The book follows the lives of five Bengali women: sisters Tara and Sonia, their mother Ranee, and eventually, their daughters, Anna and Chantal. The family relocates to New York City from London and, later, New Jersey, and they have to figure out how to fit into these new worlds and new lives, so different from the rules of the society they left behind in India. As a family they weather change and tragedy, and they are each driven in different directions, until one of them makes a decision that tears them apart, possibly for good. But all wounds must heal one way or another, and as the women slowly find their place in the world, they take the reader on a journey as much about reshaping themselves and their culture as it is about finding out what it means to be an American.
The strength of this narrative is how it is simultaneously rooted in a particular immigrant experience while remaining completely accessible to those who might not have a personal connection to this culture. It is an immigrant story, but it is also an American story, a coming of age story, a story about family journeys, and, ultimately, a story about hope, loss, and change, and how these things are interwoven across all of our lives. Perkins has taken her title from a section of a poem by Rabindranath Tagore, included in the front of the book:
Thou hast made me known to friends whom I knew not.
Thou has given me seats in homes not my own.
Thou hast brought the distant near and made a brother
of the stranger.
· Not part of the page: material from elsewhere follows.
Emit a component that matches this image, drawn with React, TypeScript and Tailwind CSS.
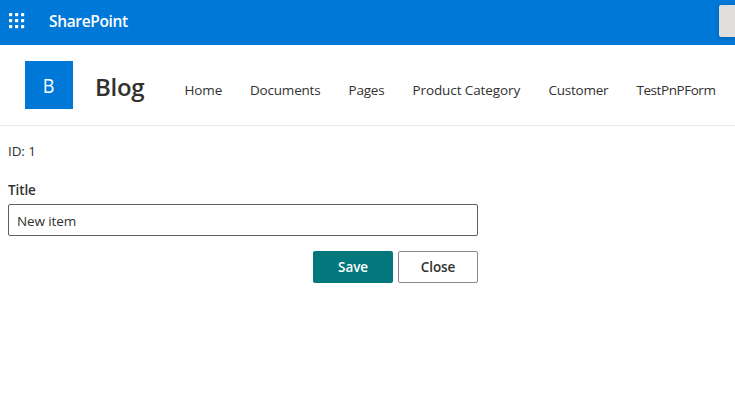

I am uneasy at heart when I have to leave
my accustomed shelter; I forgot that there abides the old
in the new, and that there also thou abidest.
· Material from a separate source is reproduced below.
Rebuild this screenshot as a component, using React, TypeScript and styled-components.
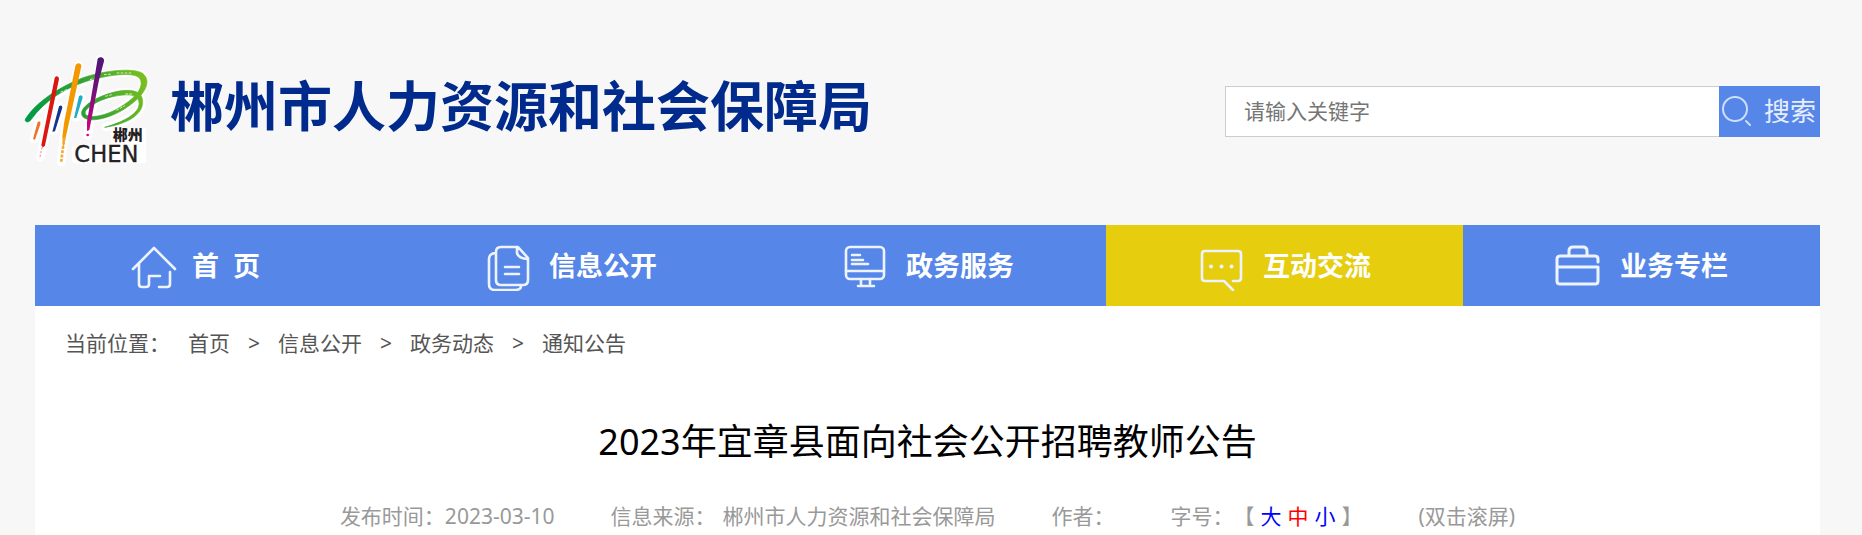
import React from "react";
import styled, { createGlobalStyle } from "styled-components";

const GlobalStyle = createGlobalStyle`
  * { box-sizing: border-box; }
  body {
    margin: 0;
    background: #f7f7f7;
    font-family: "Noto Sans", "Noto Sans CJK SC", sans-serif;
    font-size: 21px;
    line-height: 30px;
  }
  a { color: inherit; text-decoration: none; }
`;

const Page = styled.div`
  display: flex;
  flex-direction: column;
  min-height: 100vh;
`;

const Header = styled.header`
  display: flex;
  align-items: center;
  justify-content: space-between;
  padding: 54px 42px 57px 22px;
`;

const Brand = styled.a`
  display: flex;
  align-items: flex-start;
  gap: 20px;
`;

const SiteName = styled.h1`
  margin: 12px 0 0;
  font-size: 54px;
  line-height: 80px;
  font-weight: 700;
  color: #002a8c;
  white-space: nowrap;
`;

const SearchForm = styled.form`
  display: flex;
  width: 595px;
  height: 51px;
`;

const SearchInput = styled.input`
  flex: 1;
  min-width: 0;
  padding: 0 18px;
  border: 1px solid #ccc;
  border-right: 0;
  border-radius: 0;
  background: #fff;
  font: inherit;
  &::placeholder { color: #757575; opacity: 1; }
`;

const SearchButton = styled.button`
  display: flex;
  align-items: center;
  justify-content: space-between;
  width: 101px;
  padding: 0 4px 0 2px;
  border: 0;
  background: #5686e8;
  color: #e6eeff;
  font: inherit;
  font-size: 26px;
  white-space: nowrap;
`;

const Main = styled.main`
  flex: 1;
  margin: 0 42px 0 35px;
  background: #fff;
`;

const Nav = styled.nav`
  display: grid;
  grid-template-columns: repeat(5, 1fr);
`;

const NavLink = styled.a<{ $active?: boolean }>`
  display: flex;
  justify-content: center;
  height: 81px;
  background: ${(p) => (p.$active ? "#e6cd0e" : "#5686e8")};
  color: #fff;
`;

const NavContent = styled.span`
  display: flex;
  align-items: center;
  gap: 15px;
  width: 173px;
`;

const NavLabel = styled.span`
  font-size: 27px;
  line-height: 40px;
  font-weight: 700;
  white-space: pre;
`;

const NavIcon = styled.svg`
  flex: none;
  width: 50px;
  height: 50px;
  fill: none;
  stroke: #edf3ff;
  stroke-width: 2.6;
  stroke-linecap: round;
  stroke-linejoin: round;
`;

const Breadcrumb = styled.nav`
  display: flex;
  gap: 18px;
  padding: 22px 30px;
  color: #555;
`;

const Title = styled.h2`
  margin: 32px 0 0;
  font-size: 36px;
  line-height: 60px;
  font-weight: 400;
  text-align: center;
  color: #000;
`;

const Meta = styled.div`
  display: flex;
  justify-content: center;
  gap: 56px;
  padding: 29px 0 4px;
  color: #999;
  white-space: nowrap;
`;

const MetaItem = styled.span<{ $gap?: number }>`
  display: flex;
  gap: ${(p) => p.$gap ?? 0}px;
`;

const SizeButton = styled.button<{ $current?: boolean }>`
  padding: 0;
  border: 0;
  background: none;
  font: inherit;
  color: ${(p) => (p.$current ? "#f00" : "#00f")};
`;

const Logo = () => (
  <svg width="128" height="114" viewBox="36 42 384 342" role="img" aria-label="郴州">
    <defs>
      <linearGradient id="swoosh" gradientUnits="userSpaceOnUse" x1="50" y1="240" x2="400" y2="110">
        <stop offset="0" stopColor="#009944" />
        <stop offset="0.5" stopColor="#2fa036" />
        <stop offset="1" stopColor="#78be20" />
      </linearGradient>
      <linearGradient id="violet" x1="0" y1="0" x2="0" y2="1">
        <stop offset="0" stopColor="#4b1678" />
        <stop offset="0.5" stopColor="#79107a" />
        <stop offset="1" stopColor="#d6007f" />
      </linearGradient>
    </defs>
    <g fill="none" stroke="#fff" strokeWidth="26" strokeLinecap="round" strokeLinejoin="round">
      <path d="M55 239C100 180 190 125 280 106C330 95 385 92 402 112C415 140 375 180 330 208C290 232 240 240 222 226C206 204 262 172 320 160C360 152 392 158 393 185C397 220 350 248 288 261" />
      <path d="M141 116L99 318L91 352M205 76L166 260L153 366M271 58L233 286M86 248L72 297M152 202L131 272M212 170L197 232" />
      <path d="M312 272H400V362H194V324H312Z" fill="#fff" strokeWidth="16" />
    </g>
    <path
      d="M46 237C80 183 151 140 217 114C280 91 373 82 398 100C426 123 408 163 352 201C310 231 244 251 220 232C198 209 250 174 300 160C341 147 398 143 398 185C399 228 343 254 284 262C335 247 391 222 387 187C384 158 343 163 308 170C266 179 213 209 228 225C250 238 306 221 345 192C389 163 402 131 388 114C371 95 292 104 226 125C164 145 102 184 64 238C56 251 42 246 46 237Z"
      fill="url(#swoosh)"
      stroke="url(#swoosh)"
      strokeWidth="2"
    />
    <path d="M240 119L262 111M282 104L306 102M320 99L366 99M286 169L306 164M319 211L345 197M346 162L370 162M152 156L172 148" fill="none" stroke="#d7edbd" strokeWidth="3" strokeDasharray="8 4" />
    <path d="M134 114C137 105 147 108 147 117L105 316L98 323L94 315Z" fill="#dc1712" />
    <path d="M96 322L89 355" stroke="#f3aaa6" strokeWidth="4" strokeDasharray="7 4" />
    <path d="M196 78C199 65 215 68 214 79L174 262L160 323L157 290L162 250Z" fill="#f39800" />
    <path d="M163 292L153 369" stroke="#f5aa38" strokeWidth="8" strokeDasharray="9 4" />
    <path d="M262 62C261 47 285 49 282 64L267 120L238 270L231 273L231 245Z" fill="url(#violet)" />
    <circle cx="233" cy="285" r="4" fill="#d6007f" />
    <path d="M83 246L91 244L91 253L75 299L69 297Z" fill="#ec7623" />
    <path d="M147 199Q156 192 157 203L135 274L127 275Z" fill="#15358c" />
    <path d="M207 168Q218 161 218 173L199 234L192 234Z" fill="#20adc5" />
    <text x="308" y="300" fontFamily="Noto Sans CJK SC, sans-serif" fontSize="45" fontWeight="900" fill="#24211f">郴州</text>
    <text x="193" y="367" fontFamily="DejaVu Sans, sans-serif" fontSize="68" fill="#24211f" stroke="#24211f" strokeWidth="1">CHEN</text>
  </svg>
);

const icons: Record<string, React.ReactNode> = {
  home: (
    <path d="M6 28L27 7L48 28M12 23V43Q12 46 15 46H19Q22 46 22 43V35H33M43 31V43Q43 46 40 46H32" />
  ),
  docs: (
    <path d="M11 12Q5 13 5 18V43Q5 49 11 49H31Q37 49 37 45M17 6H34L44 17V39Q44 44 39 44H17Q12 44 12 39V11Q12 6 17 6ZM33 7V12Q34 17 43 18M21 26H35M21 33H35" />
  ),
  screen: (
    <>
      <rect x="5" y="6" width="38" height="32" rx="4" />
      <path d="M5 30H43M20 38V43M29 38V43M17 45H33M11 14H19M11 19H22M11 23H27" />
    </>
  ),
  chat: (
    <>
      <path d="M35 40H40Q43 40 43 37V13Q43 10 40 10H7Q4 10 4 13V37Q4 40 7 40H26L35 49" />
      <path d="M13 25.5H13.1M23.5 25.5H23.6M33.5 25.5H33.6" strokeWidth="4" />
    </>
  ),
  briefcase: (
    <path d="M43 21V18Q43 15 40 15H5Q2 15 2 18V40Q2 43 5 43H40Q43 43 43 40V26H3M14 15V10Q14 6 18 6H28Q32 6 32 10V15" strokeWidth="3" />
  ),
};

const navItems = [
  { icon: "home", label: "首  页" },
  { icon: "docs", label: "信息公开" },
  { icon: "screen", label: "政务服务" },
  { icon: "chat", label: "互动交流", active: true },
  { icon: "briefcase", label: "业务专栏" },
];

const crumbs = ["首页", "信息公开", "政务动态", "通知公告"];

export default function App() {
  return (
    <Page>
      <GlobalStyle />
      <Header>
        <Brand href="#">
          <Logo />
          <SiteName>郴州市人力资源和社会保障局</SiteName>
        </Brand>
        <SearchForm onSubmit={(e) => e.preventDefault()}>
          <SearchInput type="text" placeholder="请输入关键字" aria-label="请输入关键字" />
          <SearchButton type="submit">
            <svg width="32" height="32" viewBox="0 0 32 32" fill="none" stroke="#cfdefb" strokeWidth="2" aria-hidden="true">
              <circle cx="14" cy="14" r="12" />
              <path d="M25 26L29 30" strokeLinecap="round" />
            </svg>
            搜索
          </SearchButton>
        </SearchForm>
      </Header>
      <Main>
        <Nav>
          {navItems.map((item) => (
            <NavLink key={item.label} href="#" $active={item.active}>
              <NavContent>
                <NavIcon viewBox="0 0 50 50" aria-hidden="true">{icons[item.icon]}</NavIcon>
                <NavLabel>{item.label}</NavLabel>
              </NavContent>
            </NavLink>
          ))}
        </Nav>
        <Breadcrumb>
          <span>当前位置：</span>
          {crumbs.map((crumb, i) => (
            <React.Fragment key={crumb}>
              {i > 0 && <span>&gt;</span>}
              <a href="#">{crumb}</a>
            </React.Fragment>
          ))}
        </Breadcrumb>
        <Title>2023年宜章县面向社会公开招聘教师公告</Title>
        <Meta>
          <span>发布时间：2023-03-10</span>
          <MetaItem $gap={7}>
            <span>信息来源：</span>
            <span>郴州市人力资源和社会保障局</span>
          </MetaItem>
          <span>作者：</span>
          <MetaItem>
            <span>字号：</span>
            <MetaItem $gap={6}>
              <span>【</span>
              <SizeButton type="button">大</SizeButton>
              <SizeButton type="button" $current>中</SizeButton>
              <SizeButton type="button">小</SizeButton>
              <span>】</span>
            </MetaItem>
          </MetaItem>
          <span>(双击滚屏)</span>
        </Meta>
      </Main>
    </Page>
  );
}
Truly, this passage frames the themes of the text, as it applies not only to the characters within the narrative, but demonstrates exactly what Perkins does to the reader. These women, their struggles, their searches, their losses, and their moments of wonder become ours in such a way that their origins do not matter, their differences do not matter. All that matters is that they are here, and share their lives with us, and that we so clearly can see pieces of ourselves in all of them.
This is a love story not only of romantic love, but of the love between families, the love between mothers and daughters, and how that love frames our lives. And it rings true, because it is an imperfect love, one that grows and changes as each woman grows and changes. But what Perkins accomplishes best is the creation of an individual as opposed to an archetype, which is, unfortunately, all too rare in modern publishing. Each woman's voice is unique and her own. This is the story of Tara, Sonia, Ranee, Chantal, and Anna, and where they all come together. It could have easily become trite and relied on lazy stereotypes of the "Indian experience" in the USA, or of the tropes of what the expectations are on certain kinds of immigrant children. But that never happens. If we leave this book wanting anything, it is simply more time with these women, a greater opportunity to see them, so we can learn to see ourselves better.
The greatest freedom in any culture is to be able to choose who you will be; who you are. You Bring the Distant Near reminds us of that freedom, and shows us how we can make that choice for ourselves, without compromising either where we are from, where we want to go, and who we want to be.